Give every line back verbatim, dropping all images.

+ + + + + + +

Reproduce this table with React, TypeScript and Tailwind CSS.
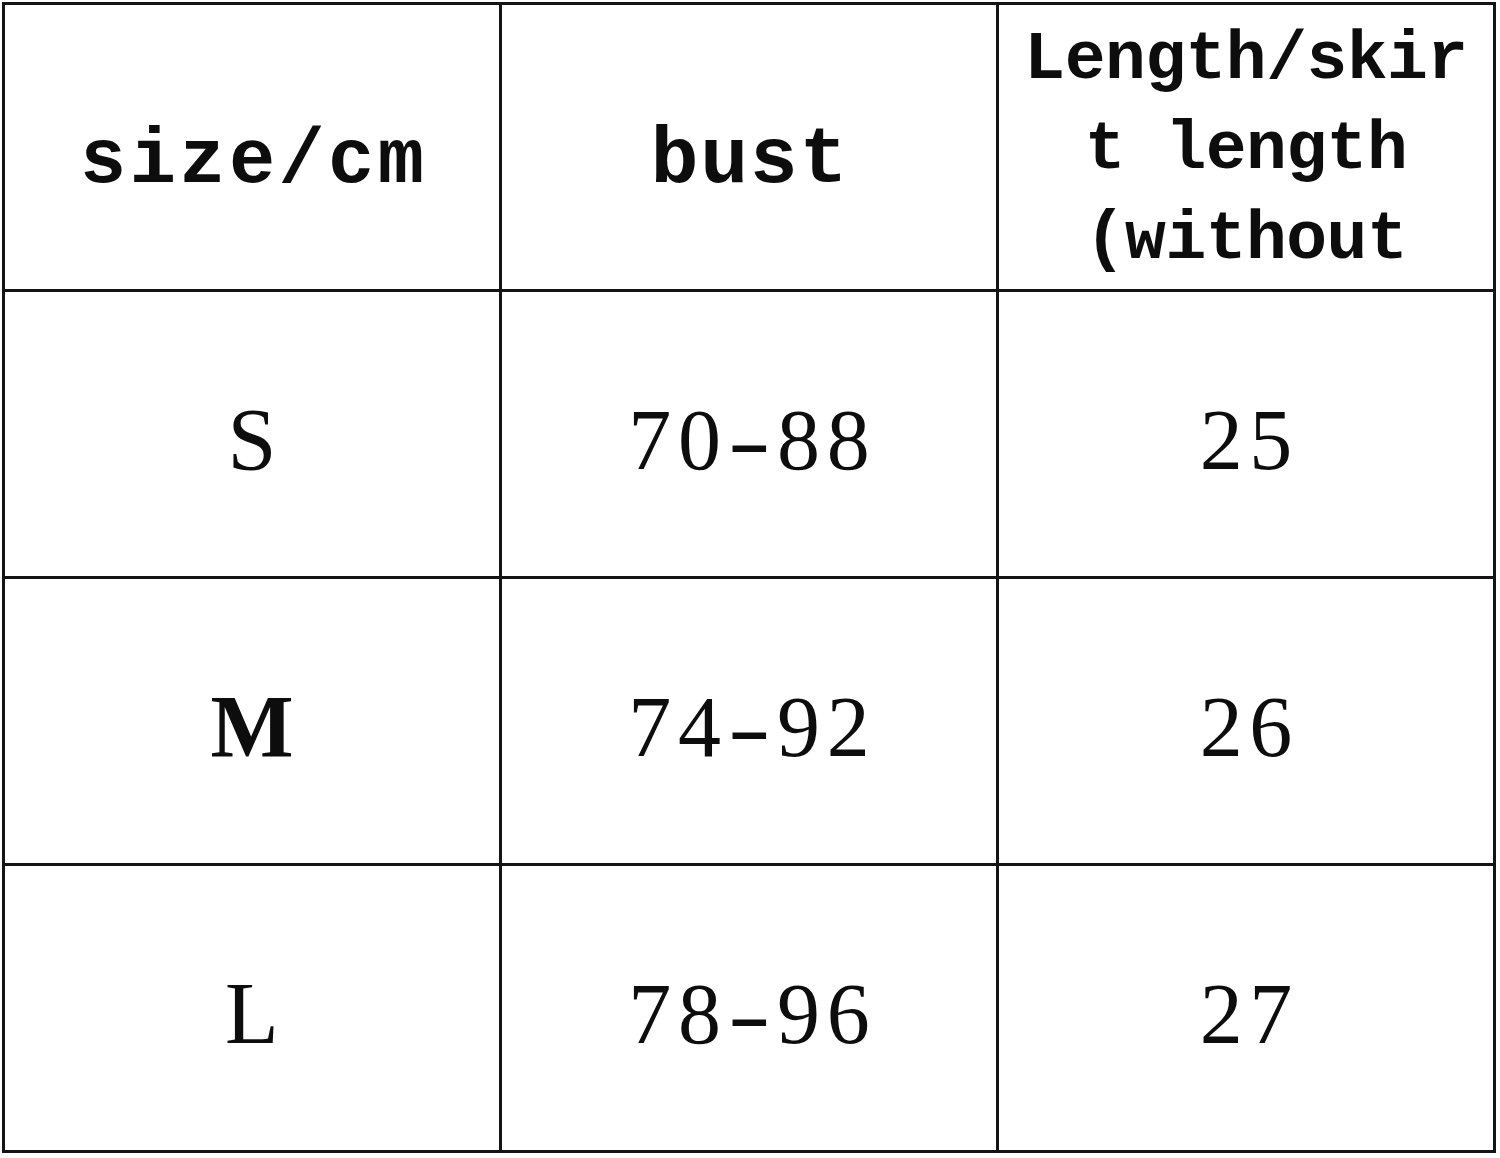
const rows = [
  { size: "S", bust: "70-88", length: "25" },
  { size: "M", bust: "74-92", length: "26" },
  { size: "L", bust: "78-96", length: "27" },
]

const cell =
  "flex h-[287px] items-center justify-center border-r-[3px] border-b-[3px] border-[#141414] text-center"

// fixed-advance glyphs, like the half-width latin of a CJK font
function Mono({ text, wide }: { text: string; wide?: boolean }) {
  return (
    <span className="inline-flex whitespace-pre">
      {text.split("").map((ch, i) => (
        <span
          key={i}
          className={`inline-block text-center ${wide ? "w-[49.6px]" : "w-[40.3px]"}`}
        >
          {ch === "-" ? <span className="inline-block scale-x-[1.5]">-</span> : ch}
        </span>
      ))}
    </span>
  )
}

export default function App() {
  return (
    <div className="h-[1158px] w-[1500px] bg-white pt-[2px] pl-[2px] font-['Liberation_Serif',serif] text-[#0d0d0d]">
      <div className="grid w-[1494px] grid-cols-3 border-t-[3px] border-l-[3px] border-[#141414]">
        <div className={`${cell} pt-[29px]`}>
          <span className="font-['Liberation_Mono',monospace] text-[77px] leading-none font-bold">
            <Mono text="size/cm" wide />
          </span>
        </div>
        <div className={`${cell} pt-[27px]`}>
          <span className="font-['Liberation_Mono',monospace] text-[80px] leading-none font-bold">
            <Mono text="bust" wide />
          </span>
        </div>
        <div className={`${cell} pt-[6px]`}>
          <div className="flex flex-col items-center font-['Liberation_Mono',monospace] text-[68px] leading-[90px] font-semibold">
            <Mono text="Length/skir" />
            <Mono text="t length" />
            <Mono text="(without" />
          </div>
        </div>
        {rows.map((row) => (
          <>
            <div key={`${row.size}-s`} className={`${cell} pt-[12px]`}>
              <span
                className={`text-[88px] leading-none ${row.size === "M" ? "font-bold" : ""}`}
              >
                {row.size}
              </span>
            </div>
            <div key={`${row.size}-b`} className={`${cell} pt-[12px]`}>
              <span className="text-[86px] leading-none">
                <Mono text={row.bust} wide />
              </span>
            </div>
            <div key={`${row.size}-l`} className={`${cell} pt-[12px]`}>
              <span className="text-[86px] leading-none">
                <Mono text={row.length} wide />
              </span>
            </div>
          </>
        ))}
      </div>
    </div>
  )
}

+ + + + + + +

Task result:
Reproduce this table with React, TypeScript and Tailwind CSS.
const rows = [
  { size: "S", bust: "70-88", length: "25" },
  { size: "M", bust: "74-92", length: "26" },
  { size: "L", bust: "78-96", length: "27" },
]

const cell =
  "flex h-[287px] items-center justify-center border-r-[3px] border-b-[3px] border-[#141414] text-center"

// fixed-advance glyphs, like the half-width latin of a CJK font
function Mono({ text, wide }: { text: string; wide?: boolean }) {
  return (
    <span className="inline-flex whitespace-pre">
      {text.split("").map((ch, i) => (
        <span
          key={i}
          className={`inline-block text-center ${wide ? "w-[49.6px]" : "w-[40.3px]"}`}
        >
          {ch === "-" ? <span className="inline-block scale-x-[1.5]">-</span> : ch}
        </span>
      ))}
    </span>
  )
}

export default function App() {
  return (
    <div className="h-[1158px] w-[1500px] bg-white pt-[2px] pl-[2px] font-['Liberation_Serif',serif] text-[#0d0d0d]">
      <div className="grid w-[1494px] grid-cols-3 border-t-[3px] border-l-[3px] border-[#141414]">
        <div className={`${cell} pt-[29px]`}>
          <span className="font-['Liberation_Mono',monospace] text-[77px] leading-none font-bold">
            <Mono text="size/cm" wide />
          </span>
        </div>
        <div className={`${cell} pt-[27px]`}>
          <span className="font-['Liberation_Mono',monospace] text-[80px] leading-none font-bold">
            <Mono text="bust" wide />
          </span>
        </div>
        <div className={`${cell} pt-[6px]`}>
          <div className="flex flex-col items-center font-['Liberation_Mono',monospace] text-[68px] leading-[90px] font-semibold">
            <Mono text="Length/skir" />
            <Mono text="t length" />
            <Mono text="(without" />
          </div>
        </div>
        {rows.map((row) => (
          <>
            <div key={`${row.size}-s`} className={`${cell} pt-[12px]`}>
              <span
                className={`text-[88px] leading-none ${row.size === "M" ? "font-bold" : ""}`}
              >
                {row.size}
              </span>
            </div>
            <div key={`${row.size}-b`} className={`${cell} pt-[12px]`}>
              <span className="text-[86px] leading-none">
                <Mono text={row.bust} wide />
              </span>
            </div>
            <div key={`${row.size}-l`} className={`${cell} pt-[12px]`}>
              <span className="text-[86px] leading-none">
                <Mono text={row.length} wide />
              </span>
            </div>
          </>
        ))}
      </div>
    </div>
  )
}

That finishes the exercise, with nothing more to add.